Exercise task:
Restate each line of the listing exactly, without carrying over any pictures.
start Data
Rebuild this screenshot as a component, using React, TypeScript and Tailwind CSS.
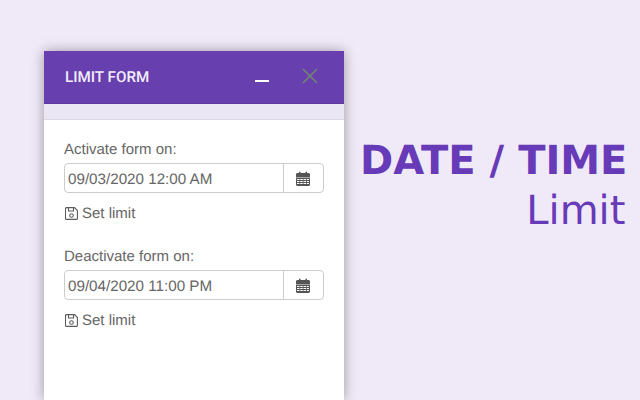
function CalendarIcon() {
  return (
    <svg width="14" height="15" viewBox="0 0 14 15" className="mr-[1px] block">
      <path fill="#555" d="M0 3.500C0 2.700.7 2 1.500 2H3V.8h1.500V2h5V.8H11V2h1.500c.8 0 1.500.7 1.500 1.500V6H0z" />
      <path
        fill="#555"
        fillRule="evenodd"
        d="M0 6.500h14v7c0 .8-.7 1.500-1.500 1.500h-11C.7 15 0 14.300 0 13.500zM1 8v1h2.500V8zm3.250 0v1h2.500V8zm3.250 0v1H10V8zm3.250 0v1H13V8zM1 10v1h2.500v-1zm3.250 0v1h2.500v-1zm3.250 0v1H10v-1zm3.250 0v1H13v-1zM1 12v1h2.500v-1zm3.250 0v1h2.500v-1zm3.250 0v1H10v-1zm3.250 0v1H13v-1z"
      />
    </svg>
  )
}

function FloppyIcon() {
  return (
    <svg width="13" height="13" viewBox="0 0 13 13" fill="none" stroke="#5c5c5c" strokeWidth="1.1" className="ml-[1px] block">
      <path d="M1.500.6h8L12.400 3.500v7.900c0 .6-.4 1-1 1H1.500c-.6 0-1-.4-1-1V1.600c0-.6.4-1 1-1z" />
      <path d="M3.500.6v3.400h5V.6" />
      <circle cx="6.500" cy="8.500" r="1.800" />
    </svg>
  )
}

function DateField({ label, value }: { label: string; value: string }) {
  return (
    <div className="flex flex-col">
      <label className="h-5 text-[15px] leading-5 text-[#666]">{label}</label>
      <div className="mt-[3px] flex h-[30px] w-[260px] rounded-[4px] border border-[#ccc] bg-white">
        <div className="flex-1 pl-[3px] text-[15.2px] leading-[31px] text-[#666]">{value}</div>
        <div className="flex w-[40px] items-center justify-center border-l border-[#ccc]">
          <CalendarIcon />
        </div>
      </div>
      <div className="mt-[10px] flex h-5 items-center gap-[4px] text-[15px] leading-5 text-[#666]">
        <FloppyIcon />
        <span className="pt-[2px]">Set limit</span>
      </div>
    </div>
  )
}

export default function App() {
  return (
    <div className="flex h-[400px] w-[640px] overflow-hidden bg-[#f0e9f7] font-['Liberation_Sans',Arial,sans-serif] [text-rendering:geometricPrecision]">
      {/* Form window */}
      <div className="ml-[44px] mt-[51px] flex h-[349px] w-[300px] flex-col bg-white shadow-[0_0_12px_rgba(0,0,0,0.35)]">
        <div className="flex h-[53px] items-center border-b border-[#5e3a9e] bg-[#673fae] pl-[21px]">
          <span className="w-[84px] whitespace-nowrap font-['Roboto',sans-serif] text-[15.2px] font-medium text-[#f3eefa]">LIMIT FORM</span>
          <span className="ml-[106px] mt-[8px] h-[2px] w-[14px] bg-white" />
          <svg width="16" height="16" viewBox="0 0 16 16" className="ml-[33px] mb-[3px]">
            <path d="M1 1l14 14M15 1L1 15" stroke="#74856f" strokeWidth="1.6" fill="none" />
          </svg>
        </div>
        <div className="h-[16px] border-b border-[#dcd8e4] bg-[#ebe6f4]" />
        <div className="flex flex-col gap-[24px] px-[20px] pt-[20px]">
          <DateField label="Activate form on:" value="09/03/2020 12:00 AM" />
          <DateField label="Deactivate form on:" value="09/04/2020 11:00 PM" />
        </div>
      </div>

      {/* Caption */}
      <div className="ml-[16px] mt-[136px] flex flex-1 flex-col items-end pr-[14px] font-['DejaVu_Sans',sans-serif] text-[#673ab7]">
        <div className="text-[40px] font-bold leading-[50px] whitespace-nowrap">DATE / TIME</div>
        <div className="pr-[2px] text-[40px] leading-[50px]">Limit</div>
      </div>
    </div>
  )
}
end Data
Solution:
Rebuild this screenshot as a component, using React, TypeScript and Tailwind CSS.
function CalendarIcon() {
  return (
    <svg width="14" height="15" viewBox="0 0 14 15" className="mr-[1px] block">
      <path fill="#555" d="M0 3.500C0 2.700.7 2 1.500 2H3V.8h1.500V2h5V.8H11V2h1.500c.8 0 1.500.7 1.500 1.500V6H0z" />
      <path
        fill="#555"
        fillRule="evenodd"
        d="M0 6.500h14v7c0 .8-.7 1.500-1.500 1.500h-11C.7 15 0 14.300 0 13.500zM1 8v1h2.500V8zm3.250 0v1h2.500V8zm3.250 0v1H10V8zm3.250 0v1H13V8zM1 10v1h2.500v-1zm3.250 0v1h2.500v-1zm3.250 0v1H10v-1zm3.250 0v1H13v-1zM1 12v1h2.500v-1zm3.250 0v1h2.500v-1zm3.250 0v1H10v-1zm3.250 0v1H13v-1z"
      />
    </svg>
  )
}

function FloppyIcon() {
  return (
    <svg width="13" height="13" viewBox="0 0 13 13" fill="none" stroke="#5c5c5c" strokeWidth="1.1" className="ml-[1px] block">
      <path d="M1.500.6h8L12.400 3.500v7.900c0 .6-.4 1-1 1H1.500c-.6 0-1-.4-1-1V1.600c0-.6.4-1 1-1z" />
      <path d="M3.500.6v3.400h5V.6" />
      <circle cx="6.500" cy="8.500" r="1.800" />
    </svg>
  )
}

function DateField({ label, value }: { label: string; value: string }) {
  return (
    <div className="flex flex-col">
      <label className="h-5 text-[15px] leading-5 text-[#666]">{label}</label>
      <div className="mt-[3px] flex h-[30px] w-[260px] rounded-[4px] border border-[#ccc] bg-white">
        <div className="flex-1 pl-[3px] text-[15.2px] leading-[31px] text-[#666]">{value}</div>
        <div className="flex w-[40px] items-center justify-center border-l border-[#ccc]">
          <CalendarIcon />
        </div>
      </div>
      <div className="mt-[10px] flex h-5 items-center gap-[4px] text-[15px] leading-5 text-[#666]">
        <FloppyIcon />
        <span className="pt-[2px]">Set limit</span>
      </div>
    </div>
  )
}

export default function App() {
  return (
    <div className="flex h-[400px] w-[640px] overflow-hidden bg-[#f0e9f7] font-['Liberation_Sans',Arial,sans-serif] [text-rendering:geometricPrecision]">
      {/* Form window */}
      <div className="ml-[44px] mt-[51px] flex h-[349px] w-[300px] flex-col bg-white shadow-[0_0_12px_rgba(0,0,0,0.35)]">
        <div className="flex h-[53px] items-center border-b border-[#5e3a9e] bg-[#673fae] pl-[21px]">
          <span className="w-[84px] whitespace-nowrap font-['Roboto',sans-serif] text-[15.2px] font-medium text-[#f3eefa]">LIMIT FORM</span>
          <span className="ml-[106px] mt-[8px] h-[2px] w-[14px] bg-white" />
          <svg width="16" height="16" viewBox="0 0 16 16" className="ml-[33px] mb-[3px]">
            <path d="M1 1l14 14M15 1L1 15" stroke="#74856f" strokeWidth="1.6" fill="none" />
          </svg>
        </div>
        <div className="h-[16px] border-b border-[#dcd8e4] bg-[#ebe6f4]" />
        <div className="flex flex-col gap-[24px] px-[20px] pt-[20px]">
          <DateField label="Activate form on:" value="09/03/2020 12:00 AM" />
          <DateField label="Deactivate form on:" value="09/04/2020 11:00 PM" />
        </div>
      </div>

      {/* Caption */}
      <div className="ml-[16px] mt-[136px] flex flex-1 flex-col items-end pr-[14px] font-['DejaVu_Sans',sans-serif] text-[#673ab7]">
        <div className="text-[40px] font-bold leading-[50px] whitespace-nowrap">DATE / TIME</div>
        <div className="pr-[2px] text-[40px] leading-[50px]">Limit</div>
      </div>
    </div>
  )
}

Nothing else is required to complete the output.